# Records to process
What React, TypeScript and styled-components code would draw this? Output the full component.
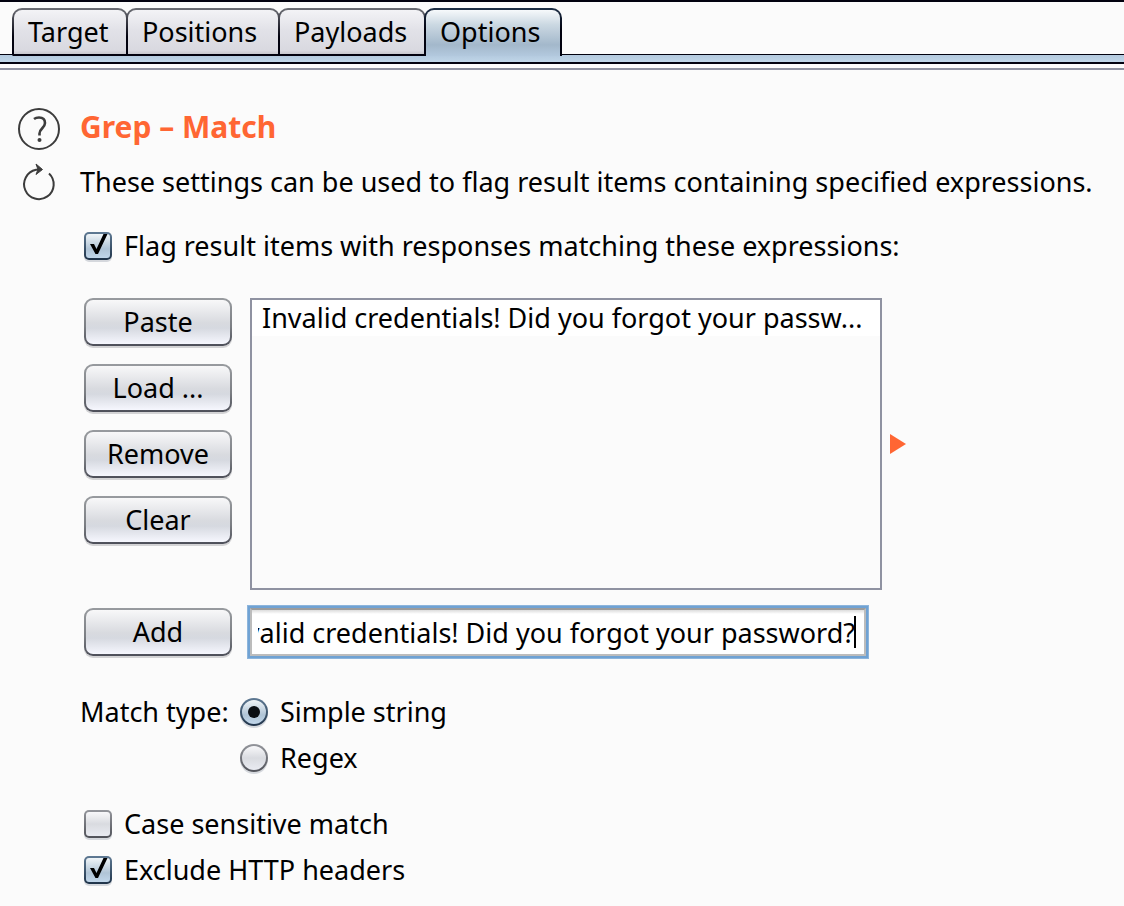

---

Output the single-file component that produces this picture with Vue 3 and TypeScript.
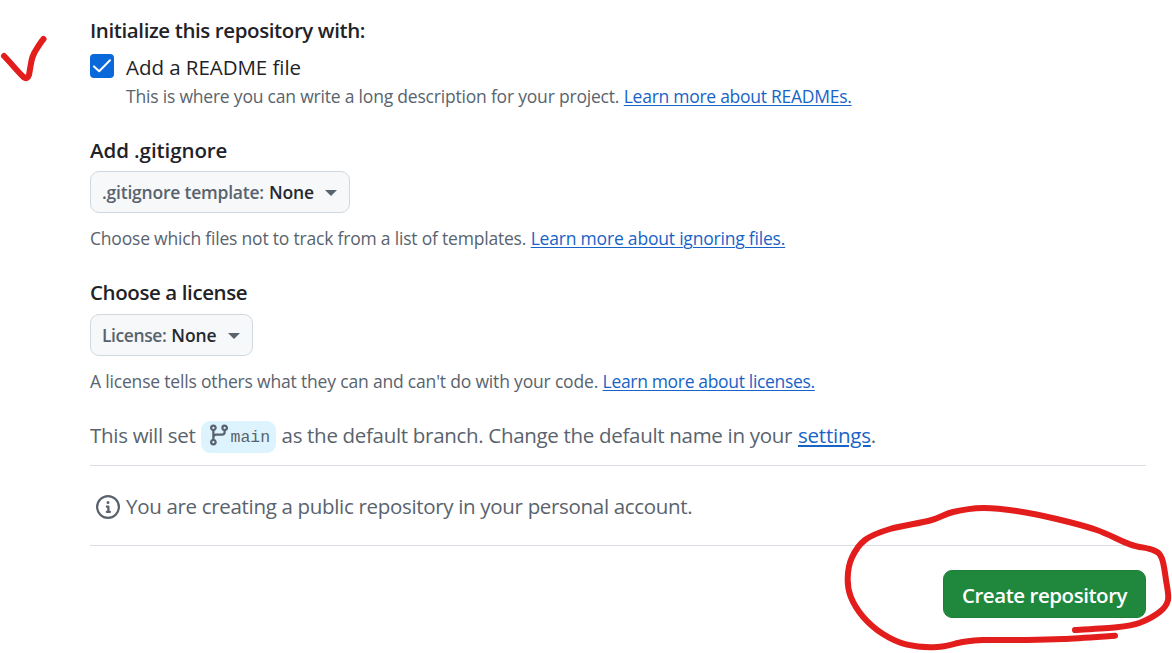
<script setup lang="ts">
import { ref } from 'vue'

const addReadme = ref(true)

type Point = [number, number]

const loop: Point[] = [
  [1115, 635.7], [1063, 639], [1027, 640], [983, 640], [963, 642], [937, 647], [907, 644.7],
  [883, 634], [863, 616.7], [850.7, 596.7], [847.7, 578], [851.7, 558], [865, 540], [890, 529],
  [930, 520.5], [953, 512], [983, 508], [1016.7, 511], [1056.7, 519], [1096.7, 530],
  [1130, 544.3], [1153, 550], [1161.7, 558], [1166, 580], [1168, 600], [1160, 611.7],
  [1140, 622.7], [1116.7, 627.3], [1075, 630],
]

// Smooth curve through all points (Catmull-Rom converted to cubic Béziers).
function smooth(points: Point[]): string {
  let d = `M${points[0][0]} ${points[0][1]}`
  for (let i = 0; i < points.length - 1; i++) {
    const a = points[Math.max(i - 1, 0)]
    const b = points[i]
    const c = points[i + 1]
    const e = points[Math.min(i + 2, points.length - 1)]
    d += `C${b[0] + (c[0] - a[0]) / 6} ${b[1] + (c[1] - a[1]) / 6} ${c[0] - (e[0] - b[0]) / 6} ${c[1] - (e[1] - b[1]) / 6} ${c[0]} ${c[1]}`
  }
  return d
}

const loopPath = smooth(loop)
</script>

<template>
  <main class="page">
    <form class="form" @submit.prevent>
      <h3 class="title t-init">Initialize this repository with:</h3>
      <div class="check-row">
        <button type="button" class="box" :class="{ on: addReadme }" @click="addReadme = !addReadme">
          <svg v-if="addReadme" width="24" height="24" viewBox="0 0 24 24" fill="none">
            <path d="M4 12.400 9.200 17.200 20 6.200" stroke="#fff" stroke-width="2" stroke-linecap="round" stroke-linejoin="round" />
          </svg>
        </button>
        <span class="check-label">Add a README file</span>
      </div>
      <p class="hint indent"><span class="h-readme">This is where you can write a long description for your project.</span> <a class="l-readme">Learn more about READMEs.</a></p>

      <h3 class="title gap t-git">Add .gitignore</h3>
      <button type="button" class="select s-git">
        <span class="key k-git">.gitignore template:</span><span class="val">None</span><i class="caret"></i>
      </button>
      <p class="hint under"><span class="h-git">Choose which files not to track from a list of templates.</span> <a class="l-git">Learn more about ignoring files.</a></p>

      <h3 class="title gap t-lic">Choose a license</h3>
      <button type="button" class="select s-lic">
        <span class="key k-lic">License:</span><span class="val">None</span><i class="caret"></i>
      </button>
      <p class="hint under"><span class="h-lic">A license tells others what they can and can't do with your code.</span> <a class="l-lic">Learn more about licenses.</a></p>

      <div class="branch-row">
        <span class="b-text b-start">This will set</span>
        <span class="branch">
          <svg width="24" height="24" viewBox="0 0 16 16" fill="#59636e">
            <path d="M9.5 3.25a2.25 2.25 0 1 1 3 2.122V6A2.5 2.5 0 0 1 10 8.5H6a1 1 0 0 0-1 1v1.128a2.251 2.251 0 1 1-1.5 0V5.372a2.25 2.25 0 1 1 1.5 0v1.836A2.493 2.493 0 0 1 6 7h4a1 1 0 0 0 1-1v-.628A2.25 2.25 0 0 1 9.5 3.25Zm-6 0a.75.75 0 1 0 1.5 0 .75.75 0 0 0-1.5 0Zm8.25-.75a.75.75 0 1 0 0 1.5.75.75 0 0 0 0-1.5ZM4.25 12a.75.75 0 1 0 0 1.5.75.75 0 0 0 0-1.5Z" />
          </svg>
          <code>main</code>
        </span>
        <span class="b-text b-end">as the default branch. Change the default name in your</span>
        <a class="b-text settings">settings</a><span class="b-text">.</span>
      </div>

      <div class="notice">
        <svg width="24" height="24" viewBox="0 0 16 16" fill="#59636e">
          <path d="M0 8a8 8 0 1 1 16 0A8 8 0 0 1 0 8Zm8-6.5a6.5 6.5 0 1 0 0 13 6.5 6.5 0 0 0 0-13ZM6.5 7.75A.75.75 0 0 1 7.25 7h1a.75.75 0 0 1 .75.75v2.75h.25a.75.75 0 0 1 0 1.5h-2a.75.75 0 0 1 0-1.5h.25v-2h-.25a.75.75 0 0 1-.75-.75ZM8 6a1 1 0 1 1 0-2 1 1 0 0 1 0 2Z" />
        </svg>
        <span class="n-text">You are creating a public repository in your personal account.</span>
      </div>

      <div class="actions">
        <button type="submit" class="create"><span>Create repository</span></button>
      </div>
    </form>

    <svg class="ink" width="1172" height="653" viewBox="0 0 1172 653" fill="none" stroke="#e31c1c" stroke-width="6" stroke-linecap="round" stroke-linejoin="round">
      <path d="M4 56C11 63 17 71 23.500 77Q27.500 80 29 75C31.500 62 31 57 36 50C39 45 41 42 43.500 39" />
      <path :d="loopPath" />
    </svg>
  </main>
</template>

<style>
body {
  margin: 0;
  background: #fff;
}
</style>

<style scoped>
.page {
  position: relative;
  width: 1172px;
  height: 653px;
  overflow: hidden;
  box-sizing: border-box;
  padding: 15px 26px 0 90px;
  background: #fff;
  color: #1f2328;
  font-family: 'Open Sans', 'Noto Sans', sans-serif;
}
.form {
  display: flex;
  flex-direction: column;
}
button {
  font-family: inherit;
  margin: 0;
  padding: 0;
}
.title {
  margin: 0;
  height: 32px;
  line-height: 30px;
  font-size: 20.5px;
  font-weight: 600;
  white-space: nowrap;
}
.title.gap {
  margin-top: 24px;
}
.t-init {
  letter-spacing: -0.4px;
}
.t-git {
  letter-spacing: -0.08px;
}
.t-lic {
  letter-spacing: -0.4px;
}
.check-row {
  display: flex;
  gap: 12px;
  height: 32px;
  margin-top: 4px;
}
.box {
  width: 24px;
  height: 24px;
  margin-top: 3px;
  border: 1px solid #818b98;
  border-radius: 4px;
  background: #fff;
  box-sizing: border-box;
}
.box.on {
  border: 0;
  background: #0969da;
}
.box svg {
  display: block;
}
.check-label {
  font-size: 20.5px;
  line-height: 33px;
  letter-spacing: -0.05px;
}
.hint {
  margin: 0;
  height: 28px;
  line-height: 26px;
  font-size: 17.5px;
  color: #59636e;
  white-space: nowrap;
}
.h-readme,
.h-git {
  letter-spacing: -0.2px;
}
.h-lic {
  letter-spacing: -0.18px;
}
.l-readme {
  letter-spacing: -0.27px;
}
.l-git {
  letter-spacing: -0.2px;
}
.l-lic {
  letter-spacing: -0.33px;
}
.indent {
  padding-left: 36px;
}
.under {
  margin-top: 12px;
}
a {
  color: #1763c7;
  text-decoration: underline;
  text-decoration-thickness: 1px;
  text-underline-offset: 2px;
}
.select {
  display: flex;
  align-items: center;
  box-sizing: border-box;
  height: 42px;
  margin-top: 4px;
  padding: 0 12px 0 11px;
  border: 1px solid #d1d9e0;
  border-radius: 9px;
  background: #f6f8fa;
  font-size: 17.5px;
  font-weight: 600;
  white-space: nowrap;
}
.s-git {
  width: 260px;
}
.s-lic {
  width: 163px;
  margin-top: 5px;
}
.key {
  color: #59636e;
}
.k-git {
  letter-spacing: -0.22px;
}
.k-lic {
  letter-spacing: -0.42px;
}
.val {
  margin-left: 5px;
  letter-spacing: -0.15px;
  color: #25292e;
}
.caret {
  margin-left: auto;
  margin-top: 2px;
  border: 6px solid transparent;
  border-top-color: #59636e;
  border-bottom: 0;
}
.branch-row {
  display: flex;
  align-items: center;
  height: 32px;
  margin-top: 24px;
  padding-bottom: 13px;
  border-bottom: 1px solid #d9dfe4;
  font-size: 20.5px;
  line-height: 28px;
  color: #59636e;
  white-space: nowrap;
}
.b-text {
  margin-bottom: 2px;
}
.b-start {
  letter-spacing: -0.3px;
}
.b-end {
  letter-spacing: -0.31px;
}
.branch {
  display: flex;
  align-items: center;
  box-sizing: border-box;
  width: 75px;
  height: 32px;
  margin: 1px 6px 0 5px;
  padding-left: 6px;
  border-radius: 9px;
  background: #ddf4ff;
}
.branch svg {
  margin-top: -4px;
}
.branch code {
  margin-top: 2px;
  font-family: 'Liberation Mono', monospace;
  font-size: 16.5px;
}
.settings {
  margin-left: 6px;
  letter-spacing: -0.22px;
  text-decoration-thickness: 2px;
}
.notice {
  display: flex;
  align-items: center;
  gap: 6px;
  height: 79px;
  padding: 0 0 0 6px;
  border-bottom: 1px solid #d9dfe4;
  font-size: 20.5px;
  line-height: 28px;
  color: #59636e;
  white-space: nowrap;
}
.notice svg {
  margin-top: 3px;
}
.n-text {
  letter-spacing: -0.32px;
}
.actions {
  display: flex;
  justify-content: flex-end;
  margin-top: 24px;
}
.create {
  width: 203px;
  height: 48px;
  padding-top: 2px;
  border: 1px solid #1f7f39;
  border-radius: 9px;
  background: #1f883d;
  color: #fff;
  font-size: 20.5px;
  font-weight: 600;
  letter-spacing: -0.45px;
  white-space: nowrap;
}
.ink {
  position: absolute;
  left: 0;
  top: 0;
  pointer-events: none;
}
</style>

# Directions
Pictures excluded, give again exactly and only the lines of the material above from the line with "Output the single-file" through the line with "type Point = [number, number]".

# Result of this exercise
Output the single-file component that produces this picture with Vue 3 and TypeScript.
<script setup lang="ts">
import { ref } from 'vue'

const addReadme = ref(true)

type Point = [number, number]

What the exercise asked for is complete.